My heart, which is pounding so hard already, still manages a little double beat of surprise.
“I’m Alex.” She offers her hand.
A woman. I’m an asshole for just assuming otherwise.
“Yeah, Brian.” I accept her hand, intensely aware of how sweaty my palm must be.
“You want to see the place?” She must catch me looking back at the cat, because she adds, “Daredevil not included.”
Daredevil. That’s the superhero’s name. “I get it. Hell’s Kitchen?”
“Yeah. That damned show.” She starts towards the stairs. “You drink beer?”
“Long as it’s cold, I’ll drink anything.” I hesitate. “Uh… should we call the fire department or something?”
“What, for Murdock? Nah. He’ll find his way in again. He’s a thug.”
As Alex leads the way back, she carries on ranting about Netflix and how it did her neighborhood dirty. “I grew up here, you know? Now, Ms. Howard, next door, she can tell you about the old days. It’s not that it’s not real, it’s that it’s so not current. They should have set it in the ’60s if they wanted to set it in the ’60s. Then there was gang warfare and shit. Now, well, you know because otherwise you wouldn’t have taken the apartment.”
I’m too embarrassed to admit that I do not, in fact, know; that I took the apartment because it was the most recently posted one on the results page for “Apartment in Manhattan” in my price range.
“My flight leaves in a couple hours,” she says as she opens the door, “but if you need anything just text me and I’ll help you out from Hong Kong.”
The apartment is long and narrow with a gray carpet. The bathroom is only just large enough for a toilet, basin and bath. I’m relieved to see a shower head suspended on the wall over the bath. Not a fan of soaking in my filth. The
main room is dissected by a breakfast bar with a white vinyl surface. The remaining space is completely taken up by a small suitcase on wheels.
“There’s beer in the fridge.” Alex waves towards it. “Think of it as a housewarming gift.”
The fridge looks like it dates back to the Daredevil decades.
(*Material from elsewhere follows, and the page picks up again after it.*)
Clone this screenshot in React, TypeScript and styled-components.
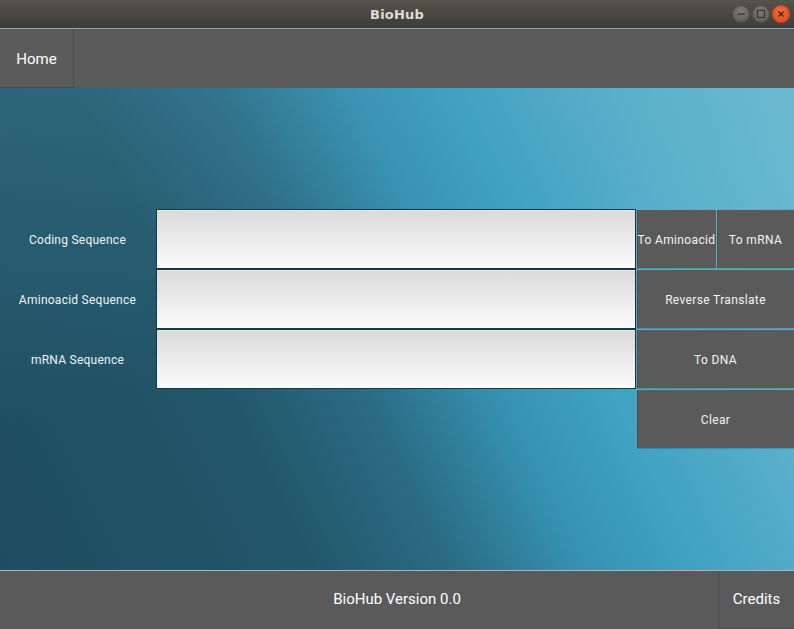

The stove beside it doesn’t look much newer.
Alex takes her suitcase by the handle. “Bedroom’s through there. I’ve already put clean linen on the bed.”
A horrible thought occurs to me. Maybe I misread the listing. Maybe she wasn’t looking to rent out the place, but to have someone house sit while she was away.
“How long will you be gone for?” I ask, trying to sound unconcerned and failing.
She pulls her phone out of her pocket. “Six-month contract to start, and then they’ll see. That’s why I don’t want to lose this place, you know?”
“Lose this place…” I repeat, dumbly.
“Yeah, it’s rent controlled.” At my blank look, she shakes her head. “I thought you would have figured by the price? You know what places in this area usually go for?”
“I actually don’t.”
“So you’re telling me you just stumbled upon my listing by accident?”
Now I’m really confused. “Maybe you could slow down a minute and explain?”